SHORT PROBLEM >> Skip the pictures. Transcribe the rest of the data below without changing a word.

DATA SEGMENT >>
--- BEGIN ---
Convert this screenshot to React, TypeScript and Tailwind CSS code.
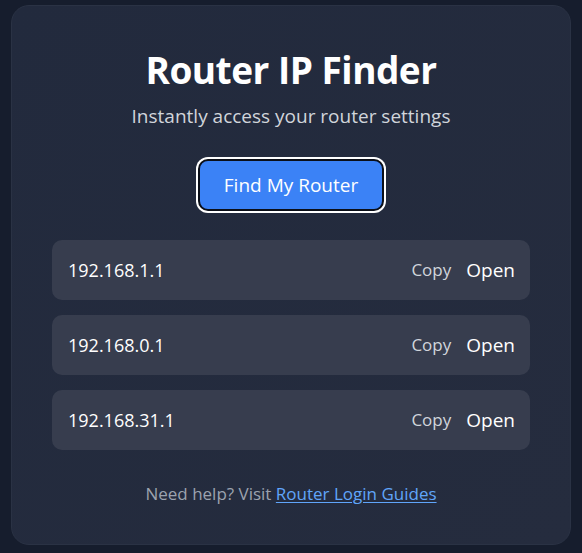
const ips = ["192.168.1.1", "192.168.0.1", "192.168.31.1"];

export default function App() {
  return (
    <div
      className="min-h-screen bg-[#161d2d] px-[11px] pt-[5px] pb-[8px]"
      style={{ fontFamily: '"Open Sans", "Noto Sans", sans-serif' }}
    >
      <div className="h-[540px] rounded-[18px] bg-gradient-to-br from-[#222a3d] to-[#252c3e] border border-[#2a3244] px-10 pt-[40px] flex flex-col items-center">
        {/* Header */}
        <h1 className="text-[37px] leading-[48px] font-bold text-white tracking-[-0.5px]">Router IP Finder</h1>
        <p className="mt-[10px] text-[19px] leading-6 text-[#d1d5db]">Instantly access your router settings</p>

        <button className="mt-[31px] w-[186px] h-[52px] rounded-[10px] bg-[#3b82f6] border-2 border-[#0b0f18] ring-2 ring-white text-white text-[19px]">
          Find My Router
        </button>

        {/* IP rows */}
        <div className="mt-[29px] w-full flex flex-col gap-[15px]">
          {ips.map((ip) => (
            <div
              key={ip}
              className="h-[60px] rounded-[10px] bg-[#373d4e] flex items-center pl-4 pr-[15px]"
            >
              <span className="text-[18px] text-white">{ip}</span>
              <span className="ml-auto text-[17px] text-[#d1d5db]">Copy</span>
              <span className="ml-[15px] text-[19px] text-white">Open</span>
            </div>
          ))}
        </div>

        <p className="mt-[31px] text-[17px] text-[#9ca3af]">
          Need help? Visit{" "}
          <a href="#" className="text-[#60a5fa] underline underline-offset-2">
            Router Login Guides
          </a>
        </p>
      </div>
    </div>
  );
}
--- END ---
TASK RESULT >>
Convert this screenshot to React, TypeScript and Tailwind CSS code.
const ips = ["192.168.1.1", "192.168.0.1", "192.168.31.1"];

export default function App() {
  return (
    <div
      className="min-h-screen bg-[#161d2d] px-[11px] pt-[5px] pb-[8px]"
      style={{ fontFamily: '"Open Sans", "Noto Sans", sans-serif' }}
    >
      <div className="h-[540px] rounded-[18px] bg-gradient-to-br from-[#222a3d] to-[#252c3e] border border-[#2a3244] px-10 pt-[40px] flex flex-col items-center">
        {/* Header */}
        <h1 className="text-[37px] leading-[48px] font-bold text-white tracking-[-0.5px]">Router IP Finder</h1>
        <p className="mt-[10px] text-[19px] leading-6 text-[#d1d5db]">Instantly access your router settings</p>

        <button className="mt-[31px] w-[186px] h-[52px] rounded-[10px] bg-[#3b82f6] border-2 border-[#0b0f18] ring-2 ring-white text-white text-[19px]">
          Find My Router
        </button>

        {/* IP rows */}
        <div className="mt-[29px] w-full flex flex-col gap-[15px]">
          {ips.map((ip) => (
            <div
              key={ip}
              className="h-[60px] rounded-[10px] bg-[#373d4e] flex items-center pl-4 pr-[15px]"
            >
              <span className="text-[18px] text-white">{ip}</span>
              <span className="ml-auto text-[17px] text-[#d1d5db]">Copy</span>
              <span className="ml-[15px] text-[19px] text-white">Open</span>
            </div>
          ))}
        </div>

        <p className="mt-[31px] text-[17px] text-[#9ca3af]">
          Need help? Visit{" "}
          <a href="#" className="text-[#60a5fa] underline underline-offset-2">
            Router Login Guides
          </a>
        </p>
      </div>
    </div>
  );
}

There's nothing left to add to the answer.